**Exercise aim**
Every line below that includes "screenshot" counts toward the total. Report that total alone.
** begin Record excerpts **
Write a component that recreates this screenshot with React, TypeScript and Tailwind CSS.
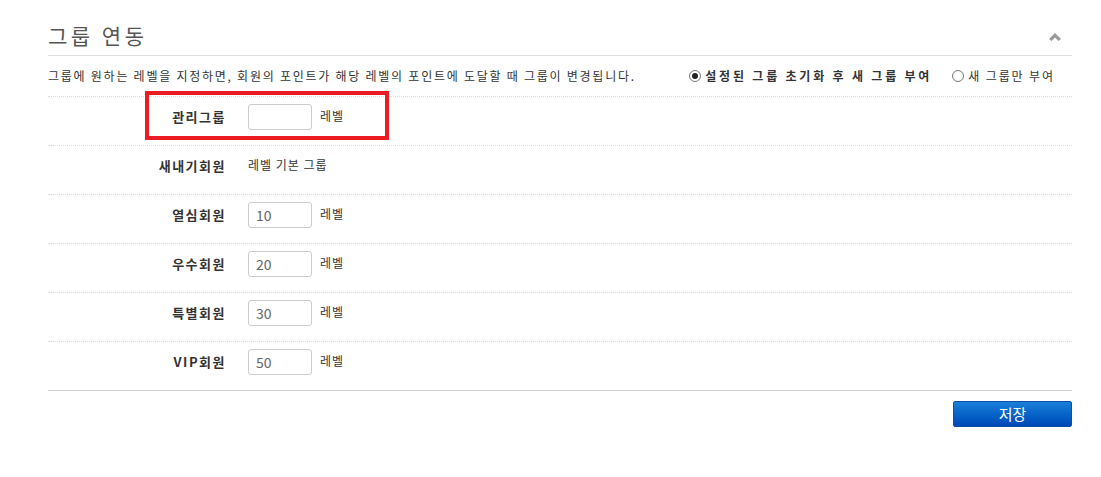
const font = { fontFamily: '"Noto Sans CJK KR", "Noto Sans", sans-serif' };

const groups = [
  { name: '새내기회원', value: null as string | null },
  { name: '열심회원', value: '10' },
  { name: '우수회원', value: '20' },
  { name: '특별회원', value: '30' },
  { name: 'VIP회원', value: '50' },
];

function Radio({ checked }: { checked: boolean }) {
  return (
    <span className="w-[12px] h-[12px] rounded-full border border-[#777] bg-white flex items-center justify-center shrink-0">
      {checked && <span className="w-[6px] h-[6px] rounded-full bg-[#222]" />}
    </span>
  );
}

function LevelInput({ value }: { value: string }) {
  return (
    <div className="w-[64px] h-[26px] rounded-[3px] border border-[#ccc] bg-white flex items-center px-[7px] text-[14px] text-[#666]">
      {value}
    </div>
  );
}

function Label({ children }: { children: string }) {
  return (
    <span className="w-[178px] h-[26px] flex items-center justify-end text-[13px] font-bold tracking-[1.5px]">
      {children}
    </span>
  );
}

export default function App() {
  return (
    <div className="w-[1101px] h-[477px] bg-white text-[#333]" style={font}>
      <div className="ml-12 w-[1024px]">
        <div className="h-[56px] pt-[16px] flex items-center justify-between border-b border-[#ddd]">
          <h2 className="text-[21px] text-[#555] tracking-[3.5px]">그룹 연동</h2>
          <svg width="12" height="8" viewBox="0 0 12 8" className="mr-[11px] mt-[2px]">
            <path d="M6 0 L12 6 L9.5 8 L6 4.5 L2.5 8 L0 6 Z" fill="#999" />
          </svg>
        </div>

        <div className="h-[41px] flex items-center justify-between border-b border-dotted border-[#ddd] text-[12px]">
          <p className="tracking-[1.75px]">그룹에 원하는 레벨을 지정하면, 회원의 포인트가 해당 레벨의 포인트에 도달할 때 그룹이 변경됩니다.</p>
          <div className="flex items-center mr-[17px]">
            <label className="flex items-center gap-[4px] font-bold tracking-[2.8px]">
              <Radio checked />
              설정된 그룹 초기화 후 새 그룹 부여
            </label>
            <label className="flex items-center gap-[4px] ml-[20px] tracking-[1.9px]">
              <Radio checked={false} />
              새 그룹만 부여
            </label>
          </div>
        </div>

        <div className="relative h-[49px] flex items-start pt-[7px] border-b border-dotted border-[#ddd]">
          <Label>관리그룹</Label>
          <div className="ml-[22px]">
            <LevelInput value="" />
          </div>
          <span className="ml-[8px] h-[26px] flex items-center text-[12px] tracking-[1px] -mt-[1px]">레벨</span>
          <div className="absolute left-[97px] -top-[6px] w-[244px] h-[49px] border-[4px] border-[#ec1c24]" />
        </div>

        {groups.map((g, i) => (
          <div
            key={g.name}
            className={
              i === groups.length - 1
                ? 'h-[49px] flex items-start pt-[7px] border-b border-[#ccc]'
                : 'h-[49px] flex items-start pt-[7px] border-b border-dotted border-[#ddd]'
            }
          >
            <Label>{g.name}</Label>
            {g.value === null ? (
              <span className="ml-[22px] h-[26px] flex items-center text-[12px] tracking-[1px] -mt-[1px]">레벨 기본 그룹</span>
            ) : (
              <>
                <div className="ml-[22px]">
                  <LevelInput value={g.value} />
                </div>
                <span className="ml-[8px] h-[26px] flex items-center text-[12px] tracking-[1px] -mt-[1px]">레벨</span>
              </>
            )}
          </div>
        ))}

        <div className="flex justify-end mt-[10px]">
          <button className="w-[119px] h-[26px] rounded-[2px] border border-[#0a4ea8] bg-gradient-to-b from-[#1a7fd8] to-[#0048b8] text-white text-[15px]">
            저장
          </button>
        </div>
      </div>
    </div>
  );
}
** end Record excerpts **
** begin Record excerpts **
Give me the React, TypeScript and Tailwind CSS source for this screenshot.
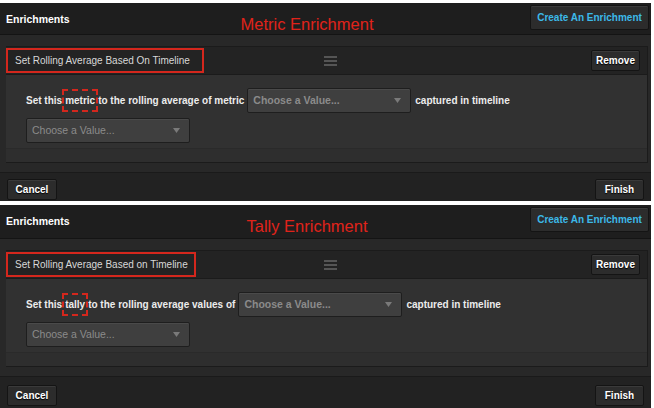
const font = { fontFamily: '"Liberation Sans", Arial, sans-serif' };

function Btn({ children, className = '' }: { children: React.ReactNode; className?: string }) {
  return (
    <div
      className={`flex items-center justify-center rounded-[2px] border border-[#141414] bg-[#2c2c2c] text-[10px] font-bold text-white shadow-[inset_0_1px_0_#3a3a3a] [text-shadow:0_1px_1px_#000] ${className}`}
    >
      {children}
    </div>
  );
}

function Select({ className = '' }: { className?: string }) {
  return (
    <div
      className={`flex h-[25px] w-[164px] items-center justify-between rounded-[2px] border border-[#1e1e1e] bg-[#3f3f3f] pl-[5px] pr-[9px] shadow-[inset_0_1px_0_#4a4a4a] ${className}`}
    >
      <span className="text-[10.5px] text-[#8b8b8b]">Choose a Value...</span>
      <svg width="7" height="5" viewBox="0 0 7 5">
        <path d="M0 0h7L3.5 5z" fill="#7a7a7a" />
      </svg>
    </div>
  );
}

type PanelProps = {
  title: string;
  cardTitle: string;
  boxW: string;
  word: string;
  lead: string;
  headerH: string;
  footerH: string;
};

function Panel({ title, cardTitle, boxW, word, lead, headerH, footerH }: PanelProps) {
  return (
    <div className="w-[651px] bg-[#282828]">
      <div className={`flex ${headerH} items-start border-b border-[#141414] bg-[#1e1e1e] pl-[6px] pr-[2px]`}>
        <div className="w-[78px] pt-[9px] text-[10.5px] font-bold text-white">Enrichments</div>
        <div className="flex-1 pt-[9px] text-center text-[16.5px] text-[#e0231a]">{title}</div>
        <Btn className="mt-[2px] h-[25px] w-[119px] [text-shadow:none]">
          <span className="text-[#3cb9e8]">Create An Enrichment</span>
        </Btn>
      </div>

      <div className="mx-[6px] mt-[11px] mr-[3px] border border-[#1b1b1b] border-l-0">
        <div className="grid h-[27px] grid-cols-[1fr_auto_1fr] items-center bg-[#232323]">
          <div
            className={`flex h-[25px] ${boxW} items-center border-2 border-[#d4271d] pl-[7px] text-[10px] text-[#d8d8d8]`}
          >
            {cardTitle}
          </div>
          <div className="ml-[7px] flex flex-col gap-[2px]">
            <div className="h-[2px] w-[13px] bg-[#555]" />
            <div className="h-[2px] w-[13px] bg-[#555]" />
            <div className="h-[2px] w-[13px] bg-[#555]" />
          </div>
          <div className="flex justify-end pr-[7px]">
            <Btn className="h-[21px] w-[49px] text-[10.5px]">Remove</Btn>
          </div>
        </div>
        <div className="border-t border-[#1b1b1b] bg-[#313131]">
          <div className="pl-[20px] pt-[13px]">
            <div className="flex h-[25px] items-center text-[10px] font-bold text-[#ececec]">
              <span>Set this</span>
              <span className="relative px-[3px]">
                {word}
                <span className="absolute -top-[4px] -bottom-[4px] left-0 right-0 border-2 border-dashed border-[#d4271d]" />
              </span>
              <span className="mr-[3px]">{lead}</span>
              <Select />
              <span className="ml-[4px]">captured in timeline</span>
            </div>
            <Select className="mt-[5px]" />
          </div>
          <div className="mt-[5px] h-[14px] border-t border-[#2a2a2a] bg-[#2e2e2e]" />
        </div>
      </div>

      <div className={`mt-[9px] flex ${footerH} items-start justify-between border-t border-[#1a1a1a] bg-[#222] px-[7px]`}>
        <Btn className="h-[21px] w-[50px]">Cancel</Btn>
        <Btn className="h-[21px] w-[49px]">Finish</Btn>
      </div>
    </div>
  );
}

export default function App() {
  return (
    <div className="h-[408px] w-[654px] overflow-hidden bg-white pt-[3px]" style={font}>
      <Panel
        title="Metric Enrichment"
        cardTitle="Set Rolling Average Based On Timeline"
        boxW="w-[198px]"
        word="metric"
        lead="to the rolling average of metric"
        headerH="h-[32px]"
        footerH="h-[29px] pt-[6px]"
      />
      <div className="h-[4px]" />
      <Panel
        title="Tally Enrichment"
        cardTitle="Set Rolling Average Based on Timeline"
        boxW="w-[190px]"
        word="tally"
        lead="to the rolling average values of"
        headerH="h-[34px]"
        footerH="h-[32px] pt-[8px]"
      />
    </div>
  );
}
** end Record excerpts **
** begin Record excerpts **
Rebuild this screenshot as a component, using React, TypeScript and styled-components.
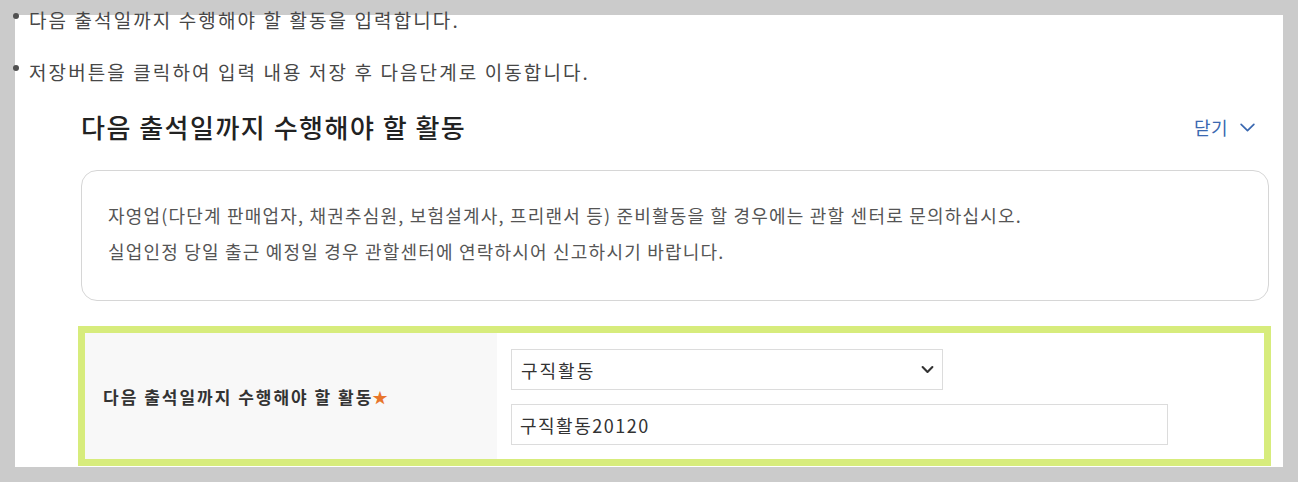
** end Record excerpts **
**Result of this exercise**
3